Task goal =
In the material below, please retype the lines from the very first through the one with "string; price: number;", exactly and without pictures.
** START Data block **
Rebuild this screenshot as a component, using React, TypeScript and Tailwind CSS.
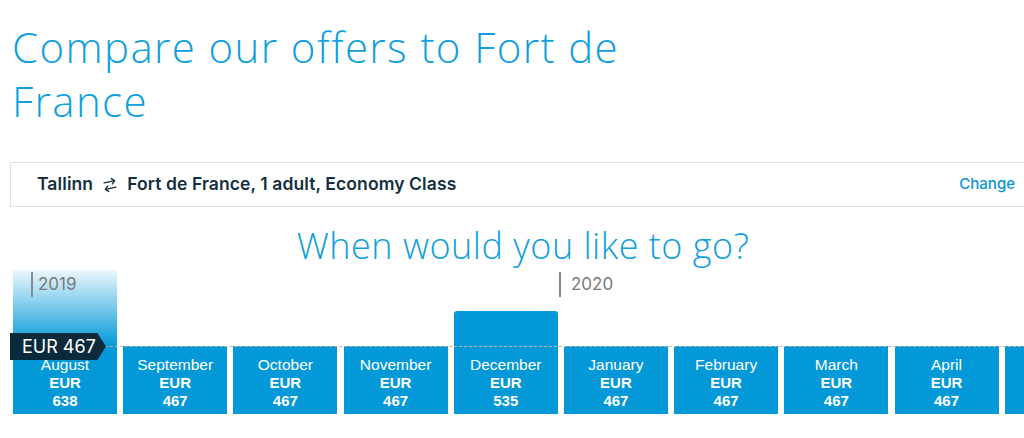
import { ArrowRightLeft } from 'lucide-react'

type Month = { name: string; price: number; tall?: boolean; selected?: boolean; partial?: boolean }

const MONTHS: Month[] = [
  { name: 'August', price: 638, selected: true },
  { name: 'September', price: 467 },
  { name: 'October', price: 467 },
  { name: 'November', price: 467 },
  { name: 'December', price: 535, tall: true },
  { name: 'January', price: 467 },
  { name: 'February', price: 467 },
  { name: 'March', price: 467 },
  { name: 'April', price: 467 },
  { name: 'May', price: 467, partial: true },
]

function MonthBar({ m }: { m: Month }) {
  let cls = 'h-[68px] bg-[#0399d8]'
  if (m.tall) cls = 'h-[103px] bg-[#0399d8] rounded-t-[3px]'
  if (m.selected)
    cls = 'h-[144px] bg-[linear-gradient(to_bottom,#ecf7fd_0px,#0399d8_76px,#0399d8_100%)]'

  return (
    <div
      className={`${cls} w-[104px] shrink-0 flex flex-col justify-end items-center pb-[4px] text-white text-center`}
      style={{ fontFamily: '"Liberation Sans", Arial, sans-serif' }}
    >
      {!m.partial && (
        <>
          <div className="text-[15.5px] leading-[19px]">{m.name}</div>
          <div className="text-[15px] leading-[18px] font-bold">EUR</div>
          <div className="text-[15px] leading-[18px] font-bold">{m.price}</div>
        </>
      )}
    </div>
  )
}

export default function App() {
  return (
    <div className="w-full h-[438px] overflow-hidden bg-white">
      <div className="w-[1036px] pl-[10px]">
        <h1
          className="w-[660px] pt-[20px] text-[42px] leading-[54px] tracking-[1.4px] font-light text-[#0fa0dd] pl-[2px]"
          style={{ fontFamily: '"Open Sans", sans-serif' }}
        >
          Compare our offers to Fort de France
        </h1>

        <div className="mt-[34px] h-[45px] border border-[#e1e1e1] flex items-center justify-between pl-[26px] pr-[20px]">
          <div
            className="flex items-center text-[17.5px] tracking-[0.1px] font-semibold text-[#14303f]"
            style={{ fontFamily: 'Inter, sans-serif' }}
          >
            <span>Tallinn</span>
            <ArrowRightLeft className="mx-[9px] w-[16px] h-[16px] -rotate-12" strokeWidth={2.2} />
            <span>Fort de France, 1 adult, Economy Class</span>
          </div>
          <a
            className="text-[15px] text-[#0a93d6] font-medium"
            style={{ fontFamily: 'Inter, sans-serif' }}
          >
            Change
          </a>
        </div>

        <h2
          className="mt-[18px] text-center text-[36px] leading-[42px] tracking-[0.5px] font-light text-[#0fa0dd]"
          style={{ fontFamily: '"Open Sans", sans-serif' }}
        >
          When would you like to go?
        </h2>

        <div className="relative mt-[3px] h-[144px]">
          <div className="flex items-end gap-[6.2px] h-full pl-[3px]">
            {MONTHS.map((m) => (
              <MonthBar key={m.name} m={m} />
            ))}
          </div>

          {/* year markers */}
          <div
            className="absolute left-[21px] top-[2px] flex items-center gap-[5px] text-[17px] text-[#7a7a7a]"
            style={{ fontFamily: 'Inter, sans-serif' }}
          >
            <span className="w-[2px] h-[25px] bg-[#8a8a8a]" />
            <span>2019</span>
          </div>
          <div
            className="absolute left-[549px] top-[2px] flex items-center gap-[10px] text-[17px] text-[#7a7a7a]"
            style={{ fontFamily: 'Inter, sans-serif' }}
          >
            <span className="w-[2px] h-[25px] bg-[#8a8a8a]" />
            <span>2020</span>
          </div>

          {/* price level line */}
          <div className="absolute left-0 right-0 top-[76px] border-t border-dashed border-[#bfb4ab]" />

          {/* price tag */}
          <div
            className="absolute left-0 top-[63px] h-[27px] w-[96px] bg-[#0b2a3c] text-white text-[18px] leading-[27px] pl-[12px] [clip-path:polygon(0_0,91%_0,100%_50%,91%_100%,0_100%)]"
            style={{ fontFamily: 'Inter, sans-serif' }}
          >
            EUR 467
          </div>
        </div>
      </div>
    </div>
  )
}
** END Data block **
Solution to the problem =
Rebuild this screenshot as a component, using React, TypeScript and Tailwind CSS.
import { ArrowRightLeft } from 'lucide-react'

type Month = { name: string; price: number; tall?: boolean; selected?: boolean; partial?: boolean }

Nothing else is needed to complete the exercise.